**WHAT YOU ARE ASKED TO DO:**
Extract the full listing verbatim and drop any pictures from your copy.

**PROVIDED DATA:**
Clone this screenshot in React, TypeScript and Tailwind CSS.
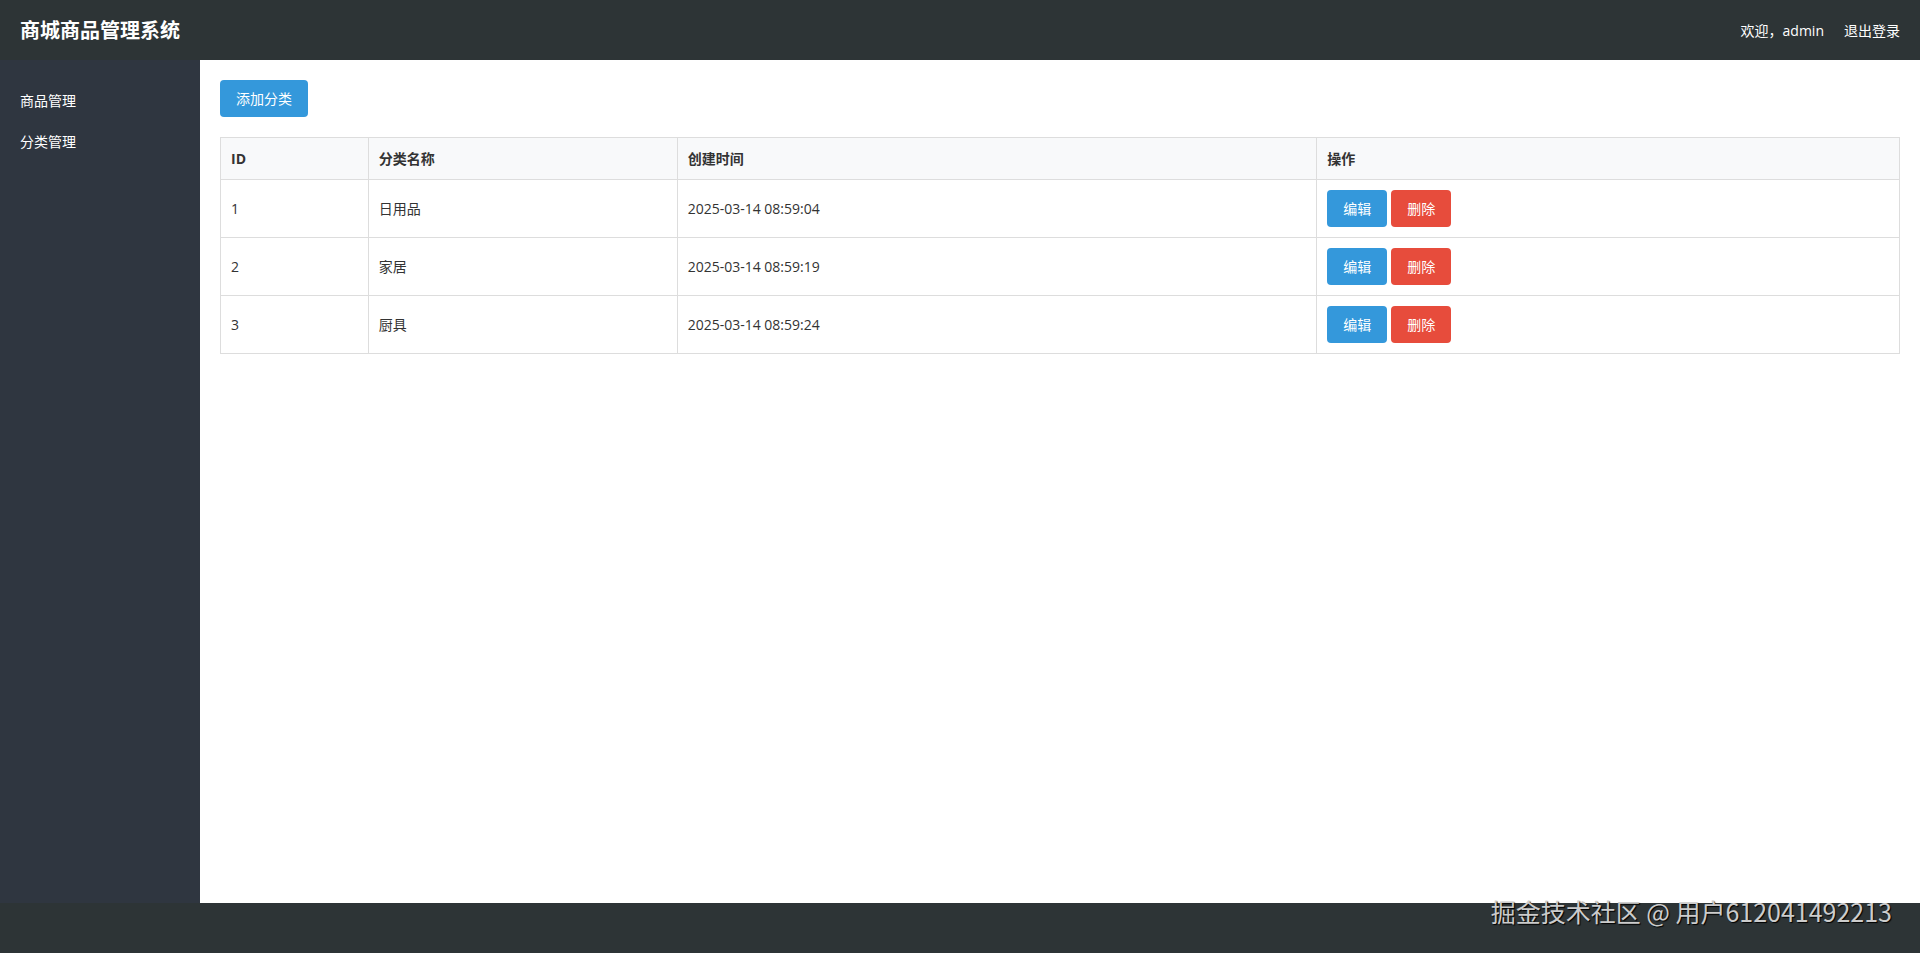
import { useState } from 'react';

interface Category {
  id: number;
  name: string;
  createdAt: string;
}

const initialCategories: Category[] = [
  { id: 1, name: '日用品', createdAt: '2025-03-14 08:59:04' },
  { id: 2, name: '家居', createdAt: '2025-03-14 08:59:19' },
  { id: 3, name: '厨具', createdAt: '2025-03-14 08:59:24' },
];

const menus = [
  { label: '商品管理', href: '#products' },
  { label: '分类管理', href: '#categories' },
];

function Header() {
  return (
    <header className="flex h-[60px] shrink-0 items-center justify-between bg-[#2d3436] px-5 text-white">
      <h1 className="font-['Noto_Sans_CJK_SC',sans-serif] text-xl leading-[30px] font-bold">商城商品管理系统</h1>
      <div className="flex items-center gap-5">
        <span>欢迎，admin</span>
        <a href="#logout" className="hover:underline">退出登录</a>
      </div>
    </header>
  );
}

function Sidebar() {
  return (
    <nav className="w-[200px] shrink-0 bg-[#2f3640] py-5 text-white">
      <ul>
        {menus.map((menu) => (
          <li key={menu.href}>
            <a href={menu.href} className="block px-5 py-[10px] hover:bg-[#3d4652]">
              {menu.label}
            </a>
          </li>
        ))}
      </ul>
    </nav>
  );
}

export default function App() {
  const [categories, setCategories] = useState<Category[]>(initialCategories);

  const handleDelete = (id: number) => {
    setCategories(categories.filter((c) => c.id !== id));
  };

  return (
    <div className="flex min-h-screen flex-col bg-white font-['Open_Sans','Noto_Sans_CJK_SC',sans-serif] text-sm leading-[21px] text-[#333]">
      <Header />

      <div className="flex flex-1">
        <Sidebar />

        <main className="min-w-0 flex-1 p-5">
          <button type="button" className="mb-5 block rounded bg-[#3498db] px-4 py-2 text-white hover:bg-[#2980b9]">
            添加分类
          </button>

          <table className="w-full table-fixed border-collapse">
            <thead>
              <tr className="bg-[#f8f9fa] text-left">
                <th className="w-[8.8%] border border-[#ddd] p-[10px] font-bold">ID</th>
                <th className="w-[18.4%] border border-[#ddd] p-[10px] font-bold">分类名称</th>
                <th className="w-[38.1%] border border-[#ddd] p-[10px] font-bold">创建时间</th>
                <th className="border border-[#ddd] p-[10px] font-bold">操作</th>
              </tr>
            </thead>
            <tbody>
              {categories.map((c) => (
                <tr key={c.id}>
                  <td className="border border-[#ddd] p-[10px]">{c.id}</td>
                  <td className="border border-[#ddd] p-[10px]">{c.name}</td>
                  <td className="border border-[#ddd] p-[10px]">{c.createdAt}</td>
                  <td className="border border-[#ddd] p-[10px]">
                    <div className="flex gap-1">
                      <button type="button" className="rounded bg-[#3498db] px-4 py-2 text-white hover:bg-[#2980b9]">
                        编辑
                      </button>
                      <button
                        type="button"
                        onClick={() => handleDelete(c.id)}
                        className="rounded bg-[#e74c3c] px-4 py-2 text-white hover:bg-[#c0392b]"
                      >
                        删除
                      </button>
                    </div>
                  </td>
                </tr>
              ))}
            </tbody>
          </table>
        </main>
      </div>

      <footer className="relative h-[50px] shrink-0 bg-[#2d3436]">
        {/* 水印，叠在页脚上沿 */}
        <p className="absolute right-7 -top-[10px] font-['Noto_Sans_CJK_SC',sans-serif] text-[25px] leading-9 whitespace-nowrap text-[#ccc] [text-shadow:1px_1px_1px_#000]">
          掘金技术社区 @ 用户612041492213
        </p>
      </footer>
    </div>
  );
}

**REPLY:**
Clone this screenshot in React, TypeScript and Tailwind CSS.
import { useState } from 'react';

interface Category {
  id: number;
  name: string;
  createdAt: string;
}

const initialCategories: Category[] = [
  { id: 1, name: '日用品', createdAt: '2025-03-14 08:59:04' },
  { id: 2, name: '家居', createdAt: '2025-03-14 08:59:19' },
  { id: 3, name: '厨具', createdAt: '2025-03-14 08:59:24' },
];

const menus = [
  { label: '商品管理', href: '#products' },
  { label: '分类管理', href: '#categories' },
];

function Header() {
  return (
    <header className="flex h-[60px] shrink-0 items-center justify-between bg-[#2d3436] px-5 text-white">
      <h1 className="font-['Noto_Sans_CJK_SC',sans-serif] text-xl leading-[30px] font-bold">商城商品管理系统</h1>
      <div className="flex items-center gap-5">
        <span>欢迎，admin</span>
        <a href="#logout" className="hover:underline">退出登录</a>
      </div>
    </header>
  );
}

function Sidebar() {
  return (
    <nav className="w-[200px] shrink-0 bg-[#2f3640] py-5 text-white">
      <ul>
        {menus.map((menu) => (
          <li key={menu.href}>
            <a href={menu.href} className="block px-5 py-[10px] hover:bg-[#3d4652]">
              {menu.label}
            </a>
          </li>
        ))}
      </ul>
    </nav>
  );
}

export default function App() {
  const [categories, setCategories] = useState<Category[]>(initialCategories);

  const handleDelete = (id: number) => {
    setCategories(categories.filter((c) => c.id !== id));
  };

  return (
    <div className="flex min-h-screen flex-col bg-white font-['Open_Sans','Noto_Sans_CJK_SC',sans-serif] text-sm leading-[21px] text-[#333]">
      <Header />

      <div className="flex flex-1">
        <Sidebar />

        <main className="min-w-0 flex-1 p-5">
          <button type="button" className="mb-5 block rounded bg-[#3498db] px-4 py-2 text-white hover:bg-[#2980b9]">
            添加分类
          </button>

          <table className="w-full table-fixed border-collapse">
            <thead>
              <tr className="bg-[#f8f9fa] text-left">
                <th className="w-[8.8%] border border-[#ddd] p-[10px] font-bold">ID</th>
                <th className="w-[18.4%] border border-[#ddd] p-[10px] font-bold">分类名称</th>
                <th className="w-[38.1%] border border-[#ddd] p-[10px] font-bold">创建时间</th>
                <th className="border border-[#ddd] p-[10px] font-bold">操作</th>
              </tr>
            </thead>
            <tbody>
              {categories.map((c) => (
                <tr key={c.id}>
                  <td className="border border-[#ddd] p-[10px]">{c.id}</td>
                  <td className="border border-[#ddd] p-[10px]">{c.name}</td>
                  <td className="border border-[#ddd] p-[10px]">{c.createdAt}</td>
                  <td className="border border-[#ddd] p-[10px]">
                    <div className="flex gap-1">
                      <button type="button" className="rounded bg-[#3498db] px-4 py-2 text-white hover:bg-[#2980b9]">
                        编辑
                      </button>
                      <button
                        type="button"
                        onClick={() => handleDelete(c.id)}
                        className="rounded bg-[#e74c3c] px-4 py-2 text-white hover:bg-[#c0392b]"
                      >
                        删除
                      </button>
                    </div>
                  </td>
                </tr>
              ))}
            </tbody>
          </table>
        </main>
      </div>

      <footer className="relative h-[50px] shrink-0 bg-[#2d3436]">
        {/* 水印，叠在页脚上沿 */}
        <p className="absolute right-7 -top-[10px] font-['Noto_Sans_CJK_SC',sans-serif] text-[25px] leading-9 whitespace-nowrap text-[#ccc] [text-shadow:1px_1px_1px_#000]">
          掘金技术社区 @ 用户612041492213
        </p>
      </footer>
    </div>
  );
}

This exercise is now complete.